Company B took the information derived from the kaizen and attempted to apply it to other locations in its system. While incorporation was successful in some areas, there were problems in others. Much to the employees’ credit they did not take initial failure as a signal that the system didn’t work. Rather they took the approach that they needed to gather data in the same manner as before and identify where the differences were. By taking this approach they were able to gain additional improvements and further expand their gains.
Making a commitment
The success of these two organizations is a result of their commitment to the concepts, tools and practices of Lean business operations. Both companies have gone on to have several more kaizen events. They are now conducting their own “mini-kaizens.” They understand enough of the tools and have practiced the principles enough that they are beginning to become self-sufficient.
The process changed both companies. They no longer view more people as the solution to all their problems. They rely on data and facts to make their decisions. They understand by taking the waste out of the system (extra inventory, extra carts, extra people, etc.), they can quickly see the problems in their system. They also understand that they must fix those problems now; not at some point in the future.
Both companies strengthened their organizations. They have put in place a culture where performance is measured and rewarded. Their people have been given tools to better understand work and how to improve it.
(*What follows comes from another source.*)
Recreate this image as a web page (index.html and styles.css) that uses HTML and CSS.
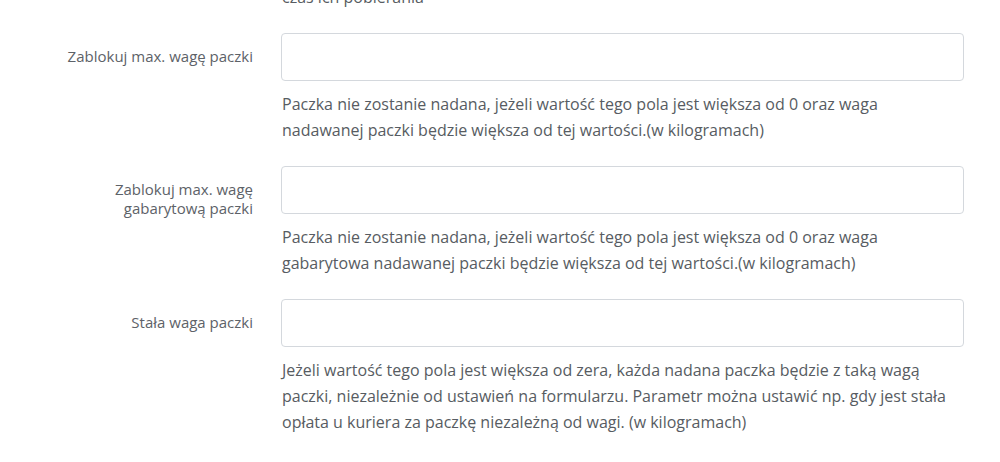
FILE: index.html
```html
<!DOCTYPE html>
<html lang="pl">
<head>
    <meta charset="UTF-8">
    <title>Ustawienia paczki</title>
    <link rel="stylesheet" href="styles.css">
</head>
<body>
    <div class="settings-form">
        <div class="form-group">
            <div class="form-label"></div>
            <div class="form-field">
                <p class="help-text">czas ich pobierania</p>
            </div>
        </div>
        <div class="form-group">
            <label class="form-label" for="maxWeight">Zablokuj max. wagę paczki</label>
            <div class="form-field">
                <input class="form-input" type="text" id="maxWeight">
                <p class="help-text">Paczka nie zostanie nadana, jeżeli wartość tego pola jest większa od 0 oraz waga nadawanej paczki będzie większa od tej wartości.(w kilogramach)</p>
            </div>
        </div>
        <div class="form-group">
            <label class="form-label" for="maxDimWeight">Zablokuj max. wagę gabarytową paczki</label>
            <div class="form-field">
                <input class="form-input" type="text" id="maxDimWeight">
                <p class="help-text">Paczka nie zostanie nadana, jeżeli wartość tego pola jest większa od 0 oraz waga gabarytowa nadawanej paczki będzie większa od tej wartości.(w kilogramach)</p>
            </div>
        </div>
        <div class="form-group">
            <label class="form-label" for="fixedWeight">Stała waga paczki</label>
            <div class="form-field">
                <input class="form-input" type="text" id="fixedWeight">
                <p class="help-text">Jeżeli wartość tego pola jest większa od zera, każda nadana paczka będzie z taką wagą paczki, niezależnie od ustawień na formularzu. Parametr można ustawić np. gdy jest stała opłata u kuriera za paczkę niezależną od wagi. (w kilogramach)</p>
            </div>
        </div>
    </div>
</body>
</html>
```

FILE: styles.css
```css
body {
    margin: 0;
    background-color: #fff;
    font-family: "Open Sans", "Liberation Sans", sans-serif;
    color: #5a5f66;
    overflow: hidden;
}
.settings-form {
    margin-top: -26px;
    padding-right: 36px;
}
.form-group {
    display: grid;
    grid-template-columns: 253px 1fr;
    column-gap: 28px;
    margin-bottom: 23px;
}
.form-label {
    padding: 14px 0 0 50px;
    text-align: right;
    font-size: 15px;
    line-height: 19px;
    color: #5d6268;
}
.form-field {
    display: flex;
    flex-direction: column;
}
.form-input {
    box-sizing: border-box;
    height: 48px;
    width: 100%;
    border: 1px solid #d4d8dd;
    border-radius: 4px;
    background: #fff;
    padding: 0 12px;
    font-family: inherit;
    font-size: 15px;
}
.help-text {
    margin: 10px 0 0;
    padding: 0 8px 0 1px;
    font-size: 16px;
    line-height: 26px;
    color: #575c62;
}
```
Each company speaks a unifying language because their employees talk about value added and waste in terms of the customer and improving their companies.
Finally, their customers have benefited. Because of the changes to the system, the company can provide and the customers can expect more reliable delivery information and consistent quality levels. That works for both the customer and the companies.
The next step
While the results these two companies accomplished may seem startling at times, I assure you they are real and have been achieved. In most case they have actually been exceeded.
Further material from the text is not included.